Your point that TAE does exact bit-to-bit extraction is false. All it does is extract audio tracks from audio CDs just like any other CD extraction program, the only difference from some other programs is that it does error correction. Proof of this is that the audio extracted from the CD is stored in Sound Designer II format (according to SoundApp). That's why the extracted files can be played by any program. What I'm talking about is a program that copies every single bit off a CD track, including errors, bad blocks and the like. Those tracks are not usable by any program, all you can do with them is write them back onto a new CD, exactly as it was originally (at least according the your CD reader). In order to play the audio, it has to be extracted again.

Think about it, if you're saying that TAE can extract a CD's track bit-for-bit and thereby creating 100% perfect extractions from CDs (assuming the media and drive are of sufficient quality), then don't you think there would be more talk of it, considering that no other program dares to make this claim (including EAC)?

Due to differences in CD-Roms, seldom will you find two extractions from different drives to be identical (even if using EAC). No program out there is going to allow a poor drive to extract all CDs better or as well as higher quality drives (under the same circumstances).

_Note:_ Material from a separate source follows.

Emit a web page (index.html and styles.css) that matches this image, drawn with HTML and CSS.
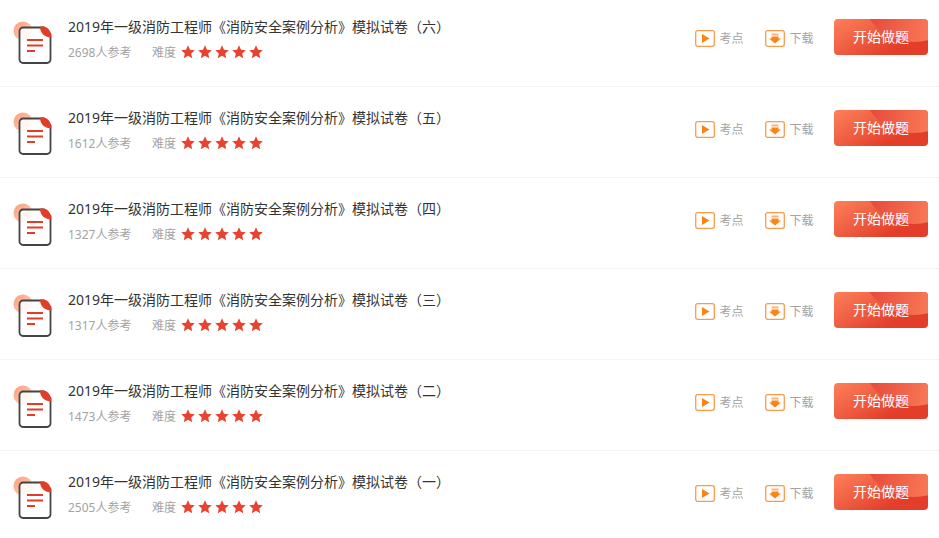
FILE: index.html
```html
<!DOCTYPE html>
<html lang="zh-CN">
<head>
<meta charset="utf-8">
<title>模拟试卷</title>
<link rel="stylesheet" href="styles.css">
</head>
<body>
<svg class="defs" width="0" height="0" aria-hidden="true">
  <defs>
    <linearGradient id="halo" x1="0" y1="0" x2="1" y2="1">
      <stop offset="0" stop-color="#fd9a78"/>
      <stop offset="1" stop-color="#fedcc8"/>
    </linearGradient>
    <symbol id="doc" viewBox="0 0 40 44">
      <circle cx="10" cy="10" r="9.500" fill="url(#halo)"/>
      <path d="M11 6.500H31L37.500 13V38.500a3.500 3.500 0 0 1-3.500 3.500H10A3.500 3.500 0 0 1 6.500 38.500V10A3.500 3.500 0 0 1 10 6.500Z" fill="#fff" fill-opacity=".85" stroke="#444" stroke-width="1.800"/>
      <path d="M27 5.500H30C34.500 5.500 38.400 10 38.400 16.500C32 16.500 27 12.500 27 5.500Z" fill="#e23e27"/>
      <path d="M14 19H30M14 24.500H30M14 30H22" stroke="#e23e27" stroke-width="1.800" fill="none"/>
    </symbol>
    <symbol id="star" viewBox="0 0 14 14">
      <path d="M7 .3l2 4.500 4.800.5-3.600 3.200 1 4.800L7 10.800 2.800 13.300l1-4.800L.2 5.300 5 4.800Z" fill="#e8432e"/>
    </symbol>
    <symbol id="play" viewBox="0 0 20 17">
      <rect x=".7" y=".7" width="18.600" height="15.600" rx="2" fill="#fff" stroke="#fc9a4c" stroke-width="1.300"/>
      <path d="M7 4L14.500 8.500 7 13Z" fill="#fb8414"/>
    </symbol>
    <symbol id="down" viewBox="0 0 20 17">
      <rect x=".7" y=".7" width="18.600" height="15.600" rx="2" fill="#fff" stroke="#fc9a4c" stroke-width="1.300"/>
      <path d="M6.500 3.500H13.500V5.500H6.500Z" fill="#fdb27a"/>
      <path d="M6.500 6.500H13.500V8.500H16L10 13.500 4 8.500H6.500Z" fill="#fb8414"/>
    </symbol>
  </defs>
</svg>
<ul class="list">
  <li class="row">
    <svg class="doc"><use href="#doc"/></svg>
    <div class="info">
      <h3 class="title">2019年一级消防工程师《消防安全案例分析》模拟试卷（六）</h3>
      <div class="meta"><span class="count">2698人参考</span><span class="level">难度</span><span class="stars"><svg class="star"><use href="#star"/></svg><svg class="star"><use href="#star"/></svg><svg class="star"><use href="#star"/></svg><svg class="star"><use href="#star"/></svg><svg class="star"><use href="#star"/></svg></span></div>
    </div>
    <a class="tool"><svg class="tool-icon"><use href="#play"/></svg>考点</a>
    <a class="tool"><svg class="tool-icon"><use href="#down"/></svg>下载</a>
    <a class="start"><span class="start-label">开始做题</span></a>
  </li>
  <li class="row">
    <svg class="doc"><use href="#doc"/></svg>
    <div class="info">
      <h3 class="title">2019年一级消防工程师《消防安全案例分析》模拟试卷（五）</h3>
      <div class="meta"><span class="count">1612人参考</span><span class="level">难度</span><span class="stars"><svg class="star"><use href="#star"/></svg><svg class="star"><use href="#star"/></svg><svg class="star"><use href="#star"/></svg><svg class="star"><use href="#star"/></svg><svg class="star"><use href="#star"/></svg></span></div>
    </div>
    <a class="tool"><svg class="tool-icon"><use href="#play"/></svg>考点</a>
    <a class="tool"><svg class="tool-icon"><use href="#down"/></svg>下载</a>
    <a class="start"><span class="start-label">开始做题</span></a>
  </li>
  <li class="row">
    <svg class="doc"><use href="#doc"/></svg>
    <div class="info">
      <h3 class="title">2019年一级消防工程师《消防安全案例分析》模拟试卷（四）</h3>
      <div class="meta"><span class="count">1327人参考</span><span class="level">难度</span><span class="stars"><svg class="star"><use href="#star"/></svg><svg class="star"><use href="#star"/></svg><svg class="star"><use href="#star"/></svg><svg class="star"><use href="#star"/></svg><svg class="star"><use href="#star"/></svg></span></div>
    </div>
    <a class="tool"><svg class="tool-icon"><use href="#play"/></svg>考点</a>
    <a class="tool"><svg class="tool-icon"><use href="#down"/></svg>下载</a>
    <a class="start"><span class="start-label">开始做题</span></a>
  </li>
  <li class="row">
    <svg class="doc"><use href="#doc"/></svg>
    <div class="info">
      <h3 class="title">2019年一级消防工程师《消防安全案例分析》模拟试卷（三）</h3>
      <div class="meta"><span class="count">1317人参考</span><span class="level">难度</span><span class="stars"><svg class="star"><use href="#star"/></svg><svg class="star"><use href="#star"/></svg><svg class="star"><use href="#star"/></svg><svg class="star"><use href="#star"/></svg><svg class="star"><use href="#star"/></svg></span></div>
    </div>
    <a class="tool"><svg class="tool-icon"><use href="#play"/></svg>考点</a>
    <a class="tool"><svg class="tool-icon"><use href="#down"/></svg>下载</a>
    <a class="start"><span class="start-label">开始做题</span></a>
  </li>
  <li class="row">
    <svg class="doc"><use href="#doc"/></svg>
    <div class="info">
      <h3 class="title">2019年一级消防工程师《消防安全案例分析》模拟试卷（二）</h3>
      <div class="meta"><span class="count">1473人参考</span><span class="level">难度</span><span class="stars"><svg class="star"><use href="#star"/></svg><svg class="star"><use href="#star"/></svg><svg class="star"><use href="#star"/></svg><svg class="star"><use href="#star"/></svg><svg class="star"><use href="#star"/></svg></span></div>
    </div>
    <a class="tool"><svg class="tool-icon"><use href="#play"/></svg>考点</a>
    <a class="tool"><svg class="tool-icon"><use href="#down"/></svg>下载</a>
    <a class="start"><span class="start-label">开始做题</span></a>
  </li>
  <li class="row last">
    <svg class="doc"><use href="#doc"/></svg>
    <div class="info">
      <h3 class="title">2019年一级消防工程师《消防安全案例分析》模拟试卷（一）</h3>
      <div class="meta"><span class="count">2505人参考</span><span class="level">难度</span><span class="stars"><svg class="star"><use href="#star"/></svg><svg class="star"><use href="#star"/></svg><svg class="star"><use href="#star"/></svg><svg class="star"><use href="#star"/></svg><svg class="star"><use href="#star"/></svg></span></div>
    </div>
    <a class="tool"><svg class="tool-icon"><use href="#play"/></svg>考点</a>
    <a class="tool"><svg class="tool-icon"><use href="#down"/></svg>下载</a>
    <a class="start"><span class="start-label">开始做题</span></a>
  </li>
</ul>
</body>
</html>
```
FILE: styles.css
```css
* { box-sizing: border-box; }
html, body { margin: 0; padding: 0; background: #fff; overflow: hidden; }
body { font-family: "Noto Sans", "Noto Sans CJK SC", sans-serif; }
.defs { display: block; height: 0; }
.list { list-style: none; margin: -4px 0 0; padding: 0; }
.row {
  display: flex;
  align-items: center;
  height: 91px;
  padding: 0 11px 0 13px;
  border-bottom: 1px dotted #ececec;
}
.row.last { border-bottom-color: transparent; }
.doc { width: 40px; height: 44px; flex: none; margin: 3px 15px 0 0; }
.info { flex: 1; display: flex; flex-direction: column; gap: 7px; margin-top: -3px; }
.title { margin: 0; font-size: 14px; font-weight: 400; line-height: 20px; color: #333; }
.meta { display: flex; align-items: center; font-size: 12px; line-height: 18px; color: #a3a3a3; }
.count { width: 84px; }
.level { width: 29px; }
.stars { display: flex; gap: 3px; margin-bottom: 2px; }
.star { width: 14px; height: 14px; display: block; }
.tool { display: flex; align-items: center; gap: 4.500px; width: 70px; margin-bottom: 6px; font-size: 12px; color: #a3a3a3; }
.tool-icon { width: 20px; height: 17px; flex: none; }
.start {
  position: relative;
  overflow: hidden;
  flex: none;
  width: 94px;
  height: 36px;
  margin: 0 0 8px -1px;
  border-radius: 4px;
  font-size: 14px;
  line-height: 36px;
  text-align: center;
  color: #fff;
  background: linear-gradient(150deg, #fe8059 0%, #ee5b40 42%, #e33e2a 72%, #e33e2a 100%);
}
.start::before {
  content: "";
  position: absolute;
  left: 28px;
  top: -73px;
  width: 104px;
  height: 96px;
  border-radius: 50%;
  background: linear-gradient(100deg, #e5483a 15%, #f97a57 70%);
}
.start-label { position: relative; }
```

Don't get me wrong, I'm not saying that TAE is not capable of doing a good job in CD extraction. My belief that it is not as powerful as EAC, is not even too important. What I'm mainly saying is that no program is going to solve the problem with using poor CD-Rom drives for audio extraction. EAC even states that Plextor makes the best drives for audio extraction, and obviously SCSI is a more reliable and accurate bus (even though IDE has come a long way).